Exercise goal: Without the images, write out all of the following entries exactly.
____
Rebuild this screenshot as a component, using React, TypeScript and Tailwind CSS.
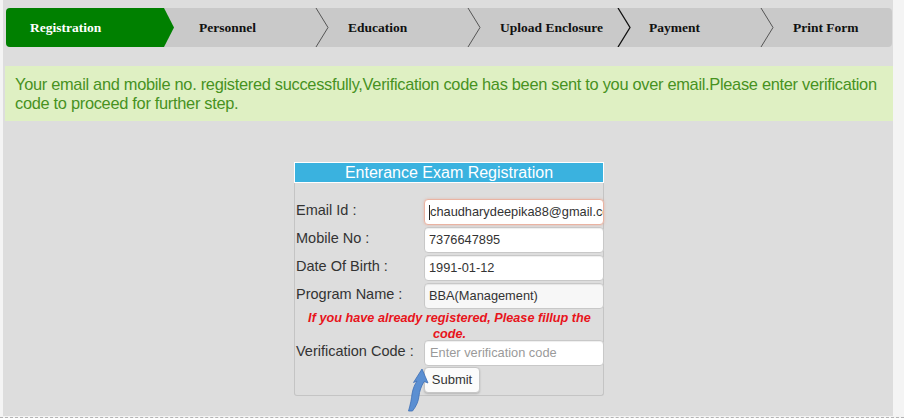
import React from 'react';

const steps = [
  { label: 'Personnel', width: 'w-[155px]', pad: 'pl-[25px]', dark: false },
  { label: 'Education', width: 'w-[152px]', pad: 'pl-[19px]', dark: false },
  { label: 'Upload Enclosure', width: 'w-[150px]', pad: 'pl-[19px]', dark: true },
  { label: 'Payment', width: 'w-[143px]', pad: 'pl-[18px]', dark: false },
];

function Chevron({ dark }: { dark: boolean }) {
  return (
    <svg width="14" height="39" viewBox="0 0 14 39" className="ml-auto shrink-0">
      <polyline
        points="1,0 13,19.5 1,39"
        fill="none"
        stroke={dark ? '#111' : '#555'}
        strokeWidth={dark ? 1.3 : 1}
      />
    </svg>
  );
}

const rows = [
  { label: 'Email Id :', value: 'chaudharydeepika88@gmail.com', focus: true },
  { label: 'Mobile No :', value: '7376647895' },
  { label: 'Date Of Birth :', value: '1991-01-12' },
  { label: 'Program Name :', value: 'BBA(Management)', muted: true },
];

function Field({ value, focus, muted, placeholder }: { value?: string; focus?: boolean; muted?: boolean; placeholder?: string }) {
  return (
    <div
      className={`h-[26px] w-[180px] rounded-[4px] border flex items-center pl-[4px] overflow-hidden whitespace-nowrap text-[12.8px] ${
        focus ? 'border-[#eab3a2] shadow-[0_0_3px_rgba(233,140,110,0.4)]' : 'border-[#c8c8c8] shadow-[inset_0_1px_1px_rgba(0,0,0,0.07)]'
      } ${muted ? 'bg-[#f7f7f7]' : 'bg-white'}`}
    >
      {focus && <span className="w-px h-[15px] bg-[#222] shrink-0" />}
      {placeholder ? (
        <span className="text-[#9a9a9a] pl-px">{placeholder}</span>
      ) : (
        <span className="text-[#333]">{value}</span>
      )}
    </div>
  );
}

export default function App() {
  return (
    <div className="w-[904px] h-[418px] bg-[#f4f4f4] overflow-hidden font-['Liberation_Sans',Arial,sans-serif]">
      <div className="ml-[3px] w-[890px] bg-[#dddddd] pt-[8px] pb-[20px]">
        {/* step bar */}
        <div className="ml-[3px] w-[886px] h-[39px] flex bg-[#c9c9c9] rounded-[4px] font-['Liberation_Serif',serif] font-bold text-[13.5px] text-[#111]">
          <div className="w-[168px] h-full bg-[#008000] rounded-l-[4px] flex items-center pl-[24px] pt-[2px] text-white [clip-path:polygon(0_0,158px_0,168px_50%,158px_100%,0_100%)]">
            Registration
          </div>
          {steps.map((s) => (
            <div key={s.label} className={`${s.width} h-full flex items-center ${s.pad}`}>
              <span className="pt-[2px]">{s.label}</span>
              <Chevron dark={s.dark} />
            </div>
          ))}
          <div className="flex-1 h-full flex items-center pl-[19px] pt-[2px]">Print Form</div>
        </div>

        {/* success message */}
        <div className="mt-[19px] ml-[2px] w-[888px] bg-[#dff0c3] text-[#47921f] text-[16.4px] tracking-[-0.3px] leading-[19px] pl-[10px] pr-[8px] pt-[9px] pb-[8px]">
          Your email and mobile no. registered successfully,Verification code has been sent to you over email.Please enter verification code to proceed for further step.
        </div>

        {/* form panel */}
        <div className="relative mt-[41px] ml-[291px] w-[310px]">
          <div className="border border-white bg-[#3ab2df] text-white text-[16px] leading-[19px] text-center">
            Enterance Exam Registration
          </div>
          <div className="border-x border-b border-[#c4c4c4] rounded-b-[3px] pt-[16px] pb-[2px] pl-px">
            {rows.map((r) => (
              <div key={r.label} className="grid grid-cols-[128px_180px] mb-[2px]">
                <div className="text-[14.5px] leading-[20px] text-[#333] pt-px">{r.label}</div>
                <Field value={r.value} focus={r.focus} muted={r.muted} />
              </div>
            ))}
            <p className="px-[4px] text-center text-[12.7px] leading-[15.5px] font-bold italic text-[#e8141b]">
              If you have already registered, Please fillup the code.
            </p>
            <div className="grid grid-cols-[128px_180px] -mt-[2px]">
              <div className="text-[14.5px] leading-[20px] text-[#333] pt-[1px]">Verification Code :</div>
              <Field placeholder="Enter verification code" />
            </div>
            <div className="grid grid-cols-[128px_180px] mt-px">
              <div />
              <button className="w-[56px] h-[26px] rounded-[4px] border border-[#c6c6c6] bg-[#fbfbfb] text-[13px] text-[#333] shadow-[0_1px_2px_rgba(0,0,0,0.18)]">
                Submit
              </button>
            </div>
          </div>

          {/* pointer arrow */}
          <svg width="30" height="48" viewBox="0 0 30 48" className="absolute left-[106px] top-[204px]">
            <path
              d="M22 3 L28 17 L24 15.5 C21 21 19.5 25 19 30 C18.5 35 16.5 40 12.5 45 L8.5 45 C10.5 38 11.5 33 12 28 C13 22 15 18 17 15 L13.5 16.5 Z"
              fill="#5b8fd2"
              stroke="#3d6fb5"
              strokeWidth="0.8"
              strokeLinejoin="round"
            />
          </svg>
        </div>
      </div>
      <div className="mt-px border-t border-dashed border-[#b4b4b4]" />
    </div>
  );
}
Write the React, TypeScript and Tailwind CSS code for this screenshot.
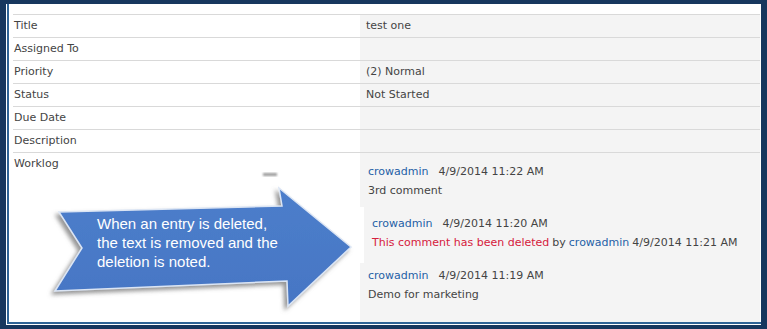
____
Result of this exercise:
Rebuild this screenshot as a component, using React, TypeScript and Tailwind CSS.
import React from 'react';

const steps = [
  { label: 'Personnel', width: 'w-[155px]', pad: 'pl-[25px]', dark: false },
  { label: 'Education', width: 'w-[152px]', pad: 'pl-[19px]', dark: false },
  { label: 'Upload Enclosure', width: 'w-[150px]', pad: 'pl-[19px]', dark: true },
  { label: 'Payment', width: 'w-[143px]', pad: 'pl-[18px]', dark: false },
];

function Chevron({ dark }: { dark: boolean }) {
  return (
    <svg width="14" height="39" viewBox="0 0 14 39" className="ml-auto shrink-0">
      <polyline
        points="1,0 13,19.5 1,39"
        fill="none"
        stroke={dark ? '#111' : '#555'}
        strokeWidth={dark ? 1.3 : 1}
      />
    </svg>
  );
}

const rows = [
  { label: 'Email Id :', value: 'chaudharydeepika88@gmail.com', focus: true },
  { label: 'Mobile No :', value: '7376647895' },
  { label: 'Date Of Birth :', value: '1991-01-12' },
  { label: 'Program Name :', value: 'BBA(Management)', muted: true },
];

function Field({ value, focus, muted, placeholder }: { value?: string; focus?: boolean; muted?: boolean; placeholder?: string }) {
  return (
    <div
      className={`h-[26px] w-[180px] rounded-[4px] border flex items-center pl-[4px] overflow-hidden whitespace-nowrap text-[12.8px] ${
        focus ? 'border-[#eab3a2] shadow-[0_0_3px_rgba(233,140,110,0.4)]' : 'border-[#c8c8c8] shadow-[inset_0_1px_1px_rgba(0,0,0,0.07)]'
      } ${muted ? 'bg-[#f7f7f7]' : 'bg-white'}`}
    >
      {focus && <span className="w-px h-[15px] bg-[#222] shrink-0" />}
      {placeholder ? (
        <span className="text-[#9a9a9a] pl-px">{placeholder}</span>
      ) : (
        <span className="text-[#333]">{value}</span>
      )}
    </div>
  );
}

export default function App() {
  return (
    <div className="w-[904px] h-[418px] bg-[#f4f4f4] overflow-hidden font-['Liberation_Sans',Arial,sans-serif]">
      <div className="ml-[3px] w-[890px] bg-[#dddddd] pt-[8px] pb-[20px]">
        {/* step bar */}
        <div className="ml-[3px] w-[886px] h-[39px] flex bg-[#c9c9c9] rounded-[4px] font-['Liberation_Serif',serif] font-bold text-[13.5px] text-[#111]">
          <div className="w-[168px] h-full bg-[#008000] rounded-l-[4px] flex items-center pl-[24px] pt-[2px] text-white [clip-path:polygon(0_0,158px_0,168px_50%,158px_100%,0_100%)]">
            Registration
          </div>
          {steps.map((s) => (
            <div key={s.label} className={`${s.width} h-full flex items-center ${s.pad}`}>
              <span className="pt-[2px]">{s.label}</span>
              <Chevron dark={s.dark} />
            </div>
          ))}
          <div className="flex-1 h-full flex items-center pl-[19px] pt-[2px]">Print Form</div>
        </div>

        {/* success message */}
        <div className="mt-[19px] ml-[2px] w-[888px] bg-[#dff0c3] text-[#47921f] text-[16.4px] tracking-[-0.3px] leading-[19px] pl-[10px] pr-[8px] pt-[9px] pb-[8px]">
          Your email and mobile no. registered successfully,Verification code has been sent to you over email.Please enter verification code to proceed for further step.
        </div>

        {/* form panel */}
        <div className="relative mt-[41px] ml-[291px] w-[310px]">
          <div className="border border-white bg-[#3ab2df] text-white text-[16px] leading-[19px] text-center">
            Enterance Exam Registration
          </div>
          <div className="border-x border-b border-[#c4c4c4] rounded-b-[3px] pt-[16px] pb-[2px] pl-px">
            {rows.map((r) => (
              <div key={r.label} className="grid grid-cols-[128px_180px] mb-[2px]">
                <div className="text-[14.5px] leading-[20px] text-[#333] pt-px">{r.label}</div>
                <Field value={r.value} focus={r.focus} muted={r.muted} />
              </div>
            ))}
            <p className="px-[4px] text-center text-[12.7px] leading-[15.5px] font-bold italic text-[#e8141b]">
              If you have already registered, Please fillup the code.
            </p>
            <div className="grid grid-cols-[128px_180px] -mt-[2px]">
              <div className="text-[14.5px] leading-[20px] text-[#333] pt-[1px]">Verification Code :</div>
              <Field placeholder="Enter verification code" />
            </div>
            <div className="grid grid-cols-[128px_180px] mt-px">
              <div />
              <button className="w-[56px] h-[26px] rounded-[4px] border border-[#c6c6c6] bg-[#fbfbfb] text-[13px] text-[#333] shadow-[0_1px_2px_rgba(0,0,0,0.18)]">
                Submit
              </button>
            </div>
          </div>

          {/* pointer arrow */}
          <svg width="30" height="48" viewBox="0 0 30 48" className="absolute left-[106px] top-[204px]">
            <path
              d="M22 3 L28 17 L24 15.5 C21 21 19.5 25 19 30 C18.5 35 16.5 40 12.5 45 L8.5 45 C10.5 38 11.5 33 12 28 C13 22 15 18 17 15 L13.5 16.5 Z"
              fill="#5b8fd2"
              stroke="#3d6fb5"
              strokeWidth="0.8"
              strokeLinejoin="round"
            />
          </svg>
        </div>
      </div>
      <div className="mt-px border-t border-dashed border-[#b4b4b4]" />
    </div>
  );
}
Write the React, TypeScript and Tailwind CSS code for this screenshot.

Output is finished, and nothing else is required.